In practice, this has translated into an album that is more rhythmic than its predecessors, where songs are grounded in beats and electronic pulses. The improvisation occurs on top of, around and within these rhythmic structures. The plucked and bowed strings of Impedans cut through a heaving soup of beats and sci-fi electronica, and by the track’s end, the various components have somehow alchemically fused. The deep Asian-influenced groove and propulsive handclapping of Slekter provide a surprisingly apposite backdrop for the folk solos, while the disconcerting percussion and glitchy production of Linjer situate it somewhere between IDM and ambient.
Fuglane begins with fluttering minimalism and bird calls before an archival vocal sample bathes the song in equal parts weirdness and warmth. It fuses with the off-kilter dance tune Springar, which grew out of Apneseth’s melody Valdresspringar before being transformed by improvisation into a complex, echoing, multi-layered thing. The most stark example of the trio’s ability to synthesise the ancient and the modern and provide links between seemingly different cultures comes in the title track, with its patchwork of Norwegian herdswomen’s calls, bass-heavy South Asian backdrop and squalling fiddle, while the epic closing track Skimmer (the Norwegian for ‘shimmer’) begins with a melancholy fiddle solo and soon adds gently percussive plucking and a billowing sweep of background effects. The pace is controlled masterfully, like the musical equivalent of slow, yogic breathing – the overall sound is ostensibly ambient but the structure owes something to post-rock, albeit of a very improvisational kind.

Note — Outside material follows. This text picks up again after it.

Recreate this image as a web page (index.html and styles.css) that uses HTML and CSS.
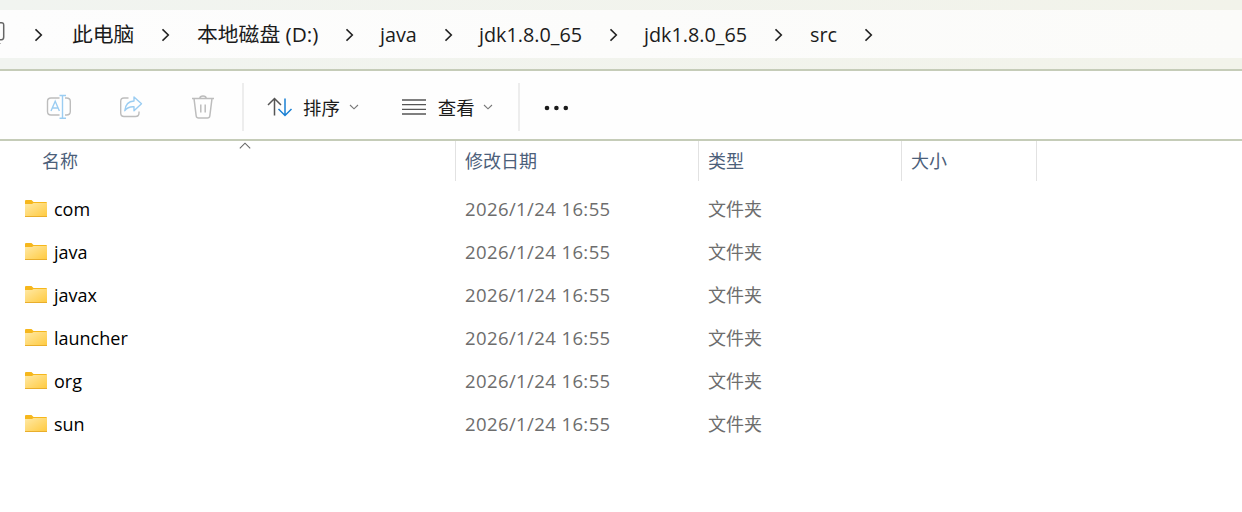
FILE: index.html
```
<!DOCTYPE html>
<html lang="zh-CN">
<head>
  <meta charset="UTF-8" />
  <title>src</title>
  <meta name="viewport" content="width=device-width, initial-scale=1" />
  <link rel="stylesheet" href="styles.css">
</head>
<body>

<svg class="defs" width="0" height="0">
  <defs>
    <linearGradient id="folder-fill" x1="0" y1="0" x2="1" y2="1">
      <stop offset="0" stop-color="#ffe9a6" />
      <stop offset="1" stop-color="#ffca3f" />
    </linearGradient>
    <symbol id="chevron" viewBox="0 0 8 14">
      <path d="M.5 1.3L6.3 7L.5 12.7" fill="none" stroke="#222" stroke-width="1.6" />
    </symbol>
    <symbol id="down" viewBox="0 0 10 6">
      <path d="M1 1L5 4.8L9 1" fill="none" stroke="#777" stroke-width="1.1" />
    </symbol>
    <symbol id="folder" viewBox="0 0 22 18">
      <path d="M0 2Q0 1 1 1H6.5L8.5 3H21Q22 3 22 4V8H0Z" fill="#f6b71c" />
      <path d="M0 5H7L8.5 4H22V17.5H0Z" fill="url(#folder-fill)" />
      <path d="M0 17.5H22" stroke="#e9ae2c" stroke-width="1" />
    </symbol>
  </defs>
</svg>

<header class="address">
  <nav class="crumbs">
    <svg class="monitor" width="35" height="26" viewBox="0 0 35 26"><path d="M0 1.7H1.5Q3.7 1.7 3.7 4V16Q3.7 18.7 1.5 18.7H0" fill="none" stroke="#666" stroke-width="1.5" /><path d="M0 22.5H1" stroke="#bbb" /></svg>
    <svg class="sep" width="8" height="14"><use href="#chevron" /></svg>
    <span class="zh">此电脑</span>
    <svg class="sep" width="8" height="14"><use href="#chevron" /></svg>
    <span class="zh">本地磁盘 (D:)</span>
    <svg class="sep" width="8" height="14"><use href="#chevron" /></svg>
    <span>java</span>
    <svg class="sep" width="8" height="14"><use href="#chevron" /></svg>
    <span>jdk1.8.0_65</span>
    <svg class="sep" width="8" height="14"><use href="#chevron" /></svg>
    <span>jdk1.8.0_65</span>
    <svg class="sep" width="8" height="14"><use href="#chevron" /></svg>
    <span>src</span>
    <svg class="sep" width="8" height="14"><use href="#chevron" /></svg>
  </nav>
</header>

<div class="toolbar">
  <div class="actions">
    <!-- rename -->
    <svg width="26" height="26" viewBox="0 0 26 26" fill="none" stroke-width="1.4">
      <path d="M13.5 4H5Q1.5 4 1.5 7.5V17.5Q1.5 21 5 21H13.5M19 4H20.5Q24.3 4 24.3 7.5V17.5Q24.3 21 20.5 21H19" stroke="#bdbdbd" />
      <path d="M5 17L9.2 7.3L13.4 17M6.4 14H12M13.5 1.5H20M13.5 24.3H20M16.5 1.5V24.3" stroke="#9bcdf2" />
    </svg>
    <!-- share -->
    <svg width="26" height="26" viewBox="0 0 26 26" fill="none" stroke-width="1.4" stroke-linejoin="round">
      <path d="M10.5 4H6Q2.7 4 2.7 7.5V19Q2.7 22.5 6 22.5H17.5Q21 22.5 21 19V17.5" stroke="#bdbdbd" />
      <path d="M16 3L23.5 9.8L16 16.8V12.8Q10 12.4 6.8 16.7Q7.7 7.4 16 7Z" stroke="#9bcdf2" />
    </svg>
    <!-- delete -->
    <svg width="26" height="26" viewBox="0 0 26 26" fill="none" stroke="#bdbdbd" stroke-width="1.5">
      <path d="M2 4.5H24M9.7 4.5Q10 2 13 2T16.3 4.5M4 4.5L6.2 22Q6.5 24 8.5 24H17.5Q19.5 24 19.8 22L22 4.5M10.8 10.5V18.5M15.2 10.5V18.5" />
    </svg>
  </div>
  <div class="menus">
    <div class="menu">
      <svg width="26" height="20" viewBox="0 0 26 20" fill="none" stroke-width="1.5">
        <path d="M7.5 18.5V1.5M1 8L7.5 1.5L14 8" stroke="#555" />
        <path d="M18 1.5V18.5M11.5 12L18 18.5L24.5 12" stroke="#1a80d4" />
      </svg>
      <span>排序</span>
      <svg width="10" height="6"><use href="#down" /></svg>
    </div>
    <div class="menu view">
      <svg width="24" height="16" viewBox="0 0 24 16"><path d="M0 1H24M0 5.6H24M0 10.4H24M0 15H24" stroke="#555" stroke-width="1.3" /></svg>
      <span>查看</span>
      <svg width="10" height="6"><use href="#down" /></svg>
    </div>
  </div>
  <svg class="more" width="26" height="6" viewBox="0 0 26 6" fill="#1b1b1b"><circle cx="3" cy="3" r="2.3" /><circle cx="12.4" cy="3" r="2.3" /><circle cx="21.8" cy="3" r="2.3" /></svg>
</div>

<main class="files">
  <div class="row head">
    <div class="name">名称<svg class="sort" width="12" height="7" viewBox="0 0 12 7"><path d="M.8 6.3L6 1.2L11.2 6.3" fill="none" stroke="#666" stroke-width="1.1" /></svg></div>
    <div>修改日期</div>
    <div>类型</div>
    <div>大小</div>
  </div>
  <div class="row">
    <div class="name"><svg width="22" height="18"><use href="#folder" /></svg>com</div>
    <div class="date">2026/1/24 16:55</div>
    <div>文件夹</div>
  </div>
  <div class="row">
    <div class="name"><svg width="22" height="18"><use href="#folder" /></svg>java</div>
    <div class="date">2026/1/24 16:55</div>
    <div>文件夹</div>
  </div>
  <div class="row">
    <div class="name"><svg width="22" height="18"><use href="#folder" /></svg>javax</div>
    <div class="date">2026/1/24 16:55</div>
    <div>文件夹</div>
  </div>
  <div class="row">
    <div class="name"><svg width="22" height="18"><use href="#folder" /></svg>launcher</div>
    <div class="date">2026/1/24 16:55</div>
    <div>文件夹</div>
  </div>
  <div class="row">
    <div class="name"><svg width="22" height="18"><use href="#folder" /></svg>org</div>
    <div class="date">2026/1/24 16:55</div>
    <div>文件夹</div>
  </div>
  <div class="row">
    <div class="name"><svg width="22" height="18"><use href="#folder" /></svg>sun</div>
    <div class="date">2026/1/24 16:55</div>
    <div>文件夹</div>
  </div>
</main>

</body>
</html>
```
FILE: styles.css
```
* { box-sizing: border-box; }
body { margin: 0; height: 512px; overflow: hidden; background: #fff; font-family: "Open Sans", "Noto Sans CJK SC", sans-serif; font-size: 18px; font-weight: 400; color: #000; }
svg { display: block; flex: none; }
.defs { position: absolute; }

.address { height: 71px; padding: 10px 0 11px; background: linear-gradient(90deg, #f1f4f0, #f2f3ea); border-bottom: 2px solid #c5ccb8; }
.crumbs { display: grid; grid-template-columns: 35px 37px 90px 35px 149px 34px 65px 34px 131px 34px 131px 35px 55px 35px; align-items: center; height: 48px; background: linear-gradient(90deg, #fdfdfd, #fbfbf9); font-size: 19.8px; color: #1b1b1b; white-space: nowrap; line-height: 46px; }
.crumbs span { padding-top: 2px; }
.crumbs .zh { font-size: 20.8px; padding-top: 0; }
.sep { margin-top: 1px; }
.monitor { margin-top: -1px; }

.toolbar { display: flex; align-items: center; height: 70px; padding-top: 4px; background: #fefefe; border-bottom: 2px solid #c5ccb8; }
.actions { display: flex; gap: 46px; width: 244px; height: 48px; padding-left: 46px; align-items: center; border-right: 2px solid #ededed; }
.menus { display: flex; width: 276px; height: 48px; padding-left: 23px; align-items: center; border-right: 2px solid #ededed; }
.menu { display: flex; align-items: center; gap: 10px; color: #1b1b1b; }
.menu span { margin-right: -1px; font-size: 18.4px; }
.view { margin-left: 43px; gap: 12px; }
.view span { margin-right: -4px; }
.more { margin-left: 24px; margin-top: 1px; }

.row { display: grid; grid-template-columns: 456px 243px 203px 135px; align-items: center; height: 43px; color: #6d6d6d; white-space: nowrap; line-height: 43px; }
.row > div { padding: 1px 0 0 9px; }
.row > .name { display: flex; align-items: center; gap: 7px; padding-left: 25px; color: #000; }
.name > svg { margin-top: -4px; }
.head { height: 40px; margin-bottom: 6px; color: #4c607a; line-height: 40px; }
.head > div { height: 40px; padding-top: 0; border-right: 1px solid #e2e2e2; }
.head > .name { position: relative; padding-left: 42px; color: #4c607a; }
.name > .sort { position: absolute; left: 238.5px; top: 1px; margin: 0; }
.row > .date { padding-top: 0; margin-top: -1px; font-size: 18.5px; letter-spacing: .4px; }
```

As experimental as Lokk is, it is also surprisingly approachable. Melodies weave in and out of each track, guided by the propulsiveness of the rhythms, and there is something different and aurally arresting at every turn. It’s rare to hear a band creating genuinely new music with a basis in traditional forms, but Apneseth’s trio have managed it on more than one occasion. Their latest album is their most vivid and satisfying reinvention yet.